• Goal of the exercise:
Locate all lines with the word "index" and copy them out.

• Given data:
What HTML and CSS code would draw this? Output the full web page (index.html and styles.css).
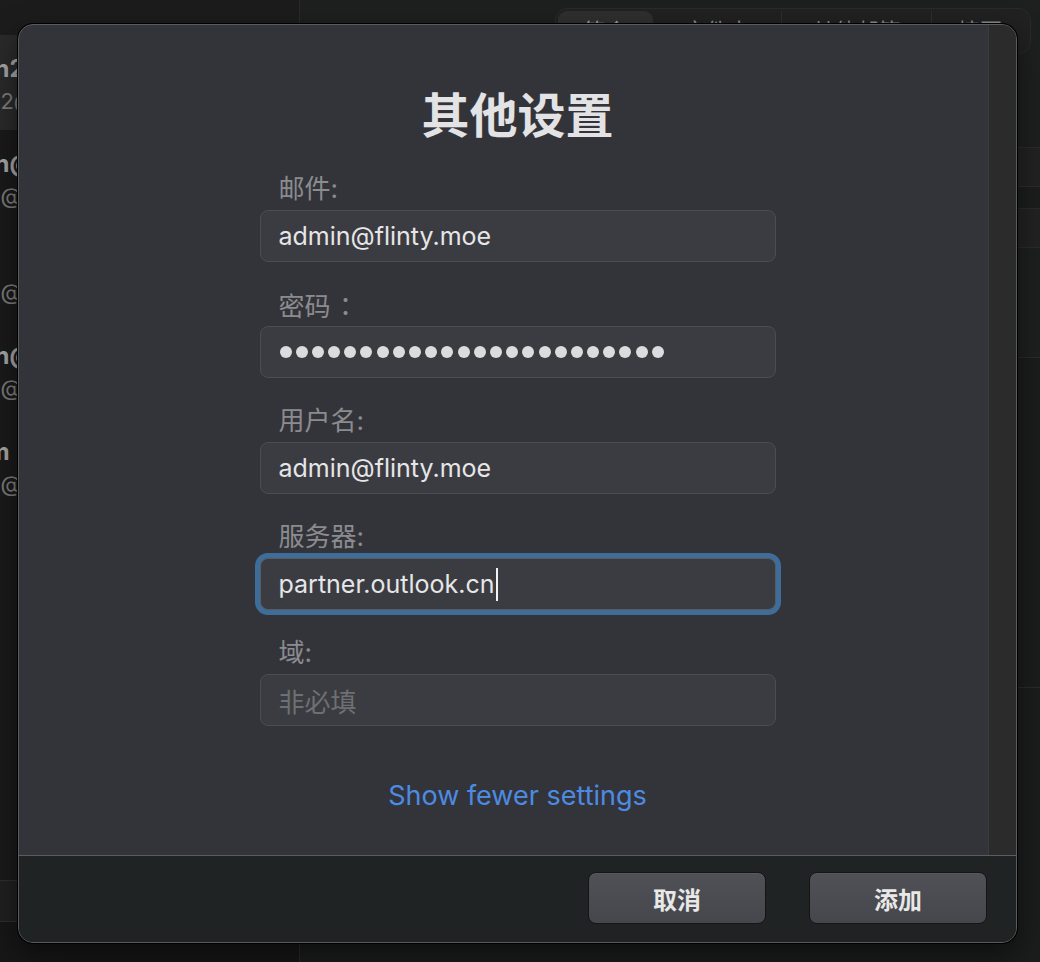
FILE: index.html
```html
<!DOCTYPE html>
<html lang="zh">
<head>
<meta charset="utf-8">
<title>其他设置</title>
<link rel="stylesheet" href="styles.css">
</head>
<body>
<div class="app">
  <aside class="sidebar">
    <div class="side-top"></div>
    <div class="acct-list">
      <div class="acct sel">
        <div class="name">admin2</div>
        <div class="mail">admin2@flinty.moe</div>
      </div>
      <div class="acct">
        <div class="name">admin@flinty.moe</div>
        <div class="mail">admin@flinty.moe</div>
      </div>
      <div class="acct">
        <div class="name">QQ</div>
        <div class="mail">admin@qq.com</div>
      </div>
      <div class="acct">
        <div class="name">admin@outlook.cn</div>
        <div class="mail">admin@outlook.cn</div>
      </div>
      <div class="acct">
        <div class="name">Lustm</div>
        <div class="mail">admin@flinty.moe</div>
      </div>
    </div>
    <div class="side-bar"></div>
    <div class="side-bottom"></div>
  </aside>
  <main class="main">
    <div class="toolbar">
      <div class="seg">
        <span class="tab on">简介</span>
        <span class="tab">文件夹</span>
        <span class="tab sep">其他邮箱</span>
        <span class="tab sep">摘要</span>
      </div>
    </div>
    <div class="band b1"></div>
    <div class="band b2"></div>
    <div class="band b3"></div>
    <div class="band b4"></div>
    <div class="band b5"></div>
    <div class="band b6"></div>
  </main>
</div>

<div class="dialog">
  <div class="dlg-body">
    <div class="content">
      <h1 class="title">其他设置</h1>
      <form class="form">
        <div class="group">
          <div class="label">邮件:</div>
          <div class="field">admin@flinty.moe</div>
        </div>
        <div class="group">
          <div class="label">密码<span class="fw" lang="zh-Hant">：</span></div>
          <div class="field dots">
            <i></i><i></i><i></i><i></i><i></i><i></i><i></i><i></i><i></i><i></i><i></i><i></i><i></i><i></i><i></i><i></i><i></i><i></i><i></i><i></i><i></i><i></i><i></i><i></i>
          </div>
        </div>
        <div class="group">
          <div class="label">用户名:</div>
          <div class="field">admin@flinty.moe</div>
        </div>
        <div class="group">
          <div class="label">服务器:</div>
          <div class="field focus">partner.outlook.cn<span class="caret"></span></div>
        </div>
        <div class="group">
          <div class="label">域:</div>
          <div class="field placeholder">非必填</div>
        </div>
      </form>
      <a class="link">Show fewer settings</a>
    </div>
    <div class="scroll"></div>
  </div>
  <div class="footer">
    <button class="btn" type="button">取消</button>
    <button class="btn" type="button">添加</button>
  </div>
</div>
</body>
</html>
```

FILE: styles.css
```css
* { box-sizing: border-box; }
html, body {
  margin: 0;
  padding: 0;
  width: 1040px;
  height: 962px;
  overflow: hidden;
  background: #1c1c1c;
  font-family: Inter, "Noto Sans CJK SC", sans-serif;
}

/* ---------- background app (window extends past the left screen edge) ---------- */
.app {
  display: flex;
  width: 1120px;
  height: 962px;
  margin-left: -80px;
}
.sidebar {
  width: 380px;
  display: flex;
  flex-direction: column;
  background: #1a1a1a;
  border-right: 1px solid #2a2a2a;
}
.side-top { height: 35px; background: #1c1c1c; }
.acct-list { flex: 1; }
.acct {
  height: 96px;
  padding: 17px 0 0 17px;
  white-space: nowrap;
  overflow: hidden;
}
.acct.sel { height: 95px; background: #2a2a2a; }
.name {
  height: 33px;
  line-height: 33px;
  font-size: 24px;
  font-weight: 700;
  color: #a5a5a5;
}
.mail {
  height: 33px;
  line-height: 33px;
  font-size: 22px;
  color: #7d7d7d;
}
.side-bar {
  height: 42px;
  background: #202020;
  border-top: 1px solid #2f2f2f;
  border-bottom: 1px solid #2f2f2f;
}
.side-bottom { height: 40px; background: #171717; }

.main {
  flex: 1;
  display: flex;
  flex-direction: column;
  background: #1e1f1f;
}
.toolbar {
  height: 147px;
  padding: 8px 0 0 255px;
}
.seg {
  display: flex;
  height: 46px;
  width: 476px;
  padding: 2px;
  background: #212121;
  border: 1px solid #2a2a2a;
  border-radius: 12px;
}
.tab {
  height: 40px;
  line-height: 40px;
  font-size: 22px;
  color: #8a8a8a;
  text-align: center;
  flex: none;
}
.tab:nth-child(1) { width: 95px; }
.tab:nth-child(2) { width: 128px; }
.tab:nth-child(3) { width: 150px; }
.tab:nth-child(4) { flex: 1; }
.tab.on { background: #2f2f2f; border-radius: 9px; color: #9a9a9a; }
.tab.sep { border-left: 1px solid #2e2e2e; }
.band { border-top: 1px solid #2b2b2b; }
.b1 { height: 39px; background: #222222; }
.b2 { height: 22px; background: #1c1d1d; }
.b3 { height: 39px; background: #222222; }
.b4 { height: 110px; background: #1e1f1f; }
.b5 { height: 330px; background: #1b1c1c; }
.b6 { flex: 1; background: #1b1c1c; }

/* ---------- dialog ---------- */
.dialog {
  position: absolute;
  left: 18px;
  top: 24px;
  width: 999px;
  height: 919px;
  border: 1px solid #5a5b5e;
  border-radius: 15px;
  box-shadow: 0 0 0 1px #000, 0 12px 30px rgba(0, 0, 0, 0.5);
  background: #333439;
  overflow: hidden;
  display: flex;
  flex-direction: column;
}
.dlg-body {
  flex: 1;
  display: flex;
  min-height: 0;
}
.content {
  flex: 1;
  padding: 59px 0 0 28px;
  display: flex;
  flex-direction: column;
  align-items: center;
}
.scroll {
  width: 28px;
  background: #2b2b2b;
  border-left: 1px solid #3c3c3c;
}
.title {
  margin: 0 0 32px;
  font-size: 48px;
  line-height: 56px;
  font-weight: 700;
  color: #e3e3e5;
  font-family: "Noto Sans CJK SC", sans-serif;
}
.form {
  width: 516px;
  display: flex;
  flex-direction: column;
  gap: 26px;
}
.label {
  height: 34px;
  line-height: 34px;
  margin-bottom: 4px;
  padding-left: 19px;
  font-size: 26px;
  color: #8b8b90;
}
.label .fw {
  display: inline-block;
  width: 30px;
  text-align: center;
  font-family: "Noto Sans CJK TC", sans-serif;
  font-feature-settings: "fwid" 0;
}
.field {
  height: 52px;
  border: 1px solid #4c4d52;
  border-radius: 8px;
  background: #3b3c41;
  padding: 0 18px;
  display: flex;
  align-items: center;
  font-size: 25px;
  color: #e6e6e8;
  white-space: nowrap;
}
.field.focus {
  border-color: #5a5b60;
  box-shadow: 0 0 0 5px #3f6d99;
}
.caret {
  display: inline-block;
  width: 2px;
  height: 33px;
  margin-left: 2px;
  background: #f2f2f2;
}
.field.placeholder { color: #6e6f73; font-size: 26px; }
.dots { gap: 4.2px; padding-left: 19px; }
.dots i {
  display: block;
  width: 12px;
  height: 12px;
  border-radius: 50%;
  background: #dcdcdf;
  flex: none;
}
.link {
  margin-top: 54px;
  font-size: 27px;
  line-height: 32px;
  color: #4d8be3;
  cursor: pointer;
}

.footer {
  height: 87px;
  border-top: 1px solid #5b5c5e;
  background: #1f2323;
  display: flex;
  justify-content: flex-end;
  align-items: center;
  gap: 43px;
  padding: 0 29px 2px 0;
}
.btn {
  width: 178px;
  height: 52px;
  border: 1px solid #141515;
  border-radius: 8px;
  background: linear-gradient(#505157, #46474c);
  box-shadow: inset 0 1px 0 rgba(255, 255, 255, 0.05);
  color: #e8e8e8;
  font-family: "Noto Sans CJK SC", sans-serif;
  font-size: 24px;
  font-weight: 700;
  padding: 0;
}
```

• Response below:
What HTML and CSS code would draw this? Output the full web page (index.html and styles.css).
FILE: index.html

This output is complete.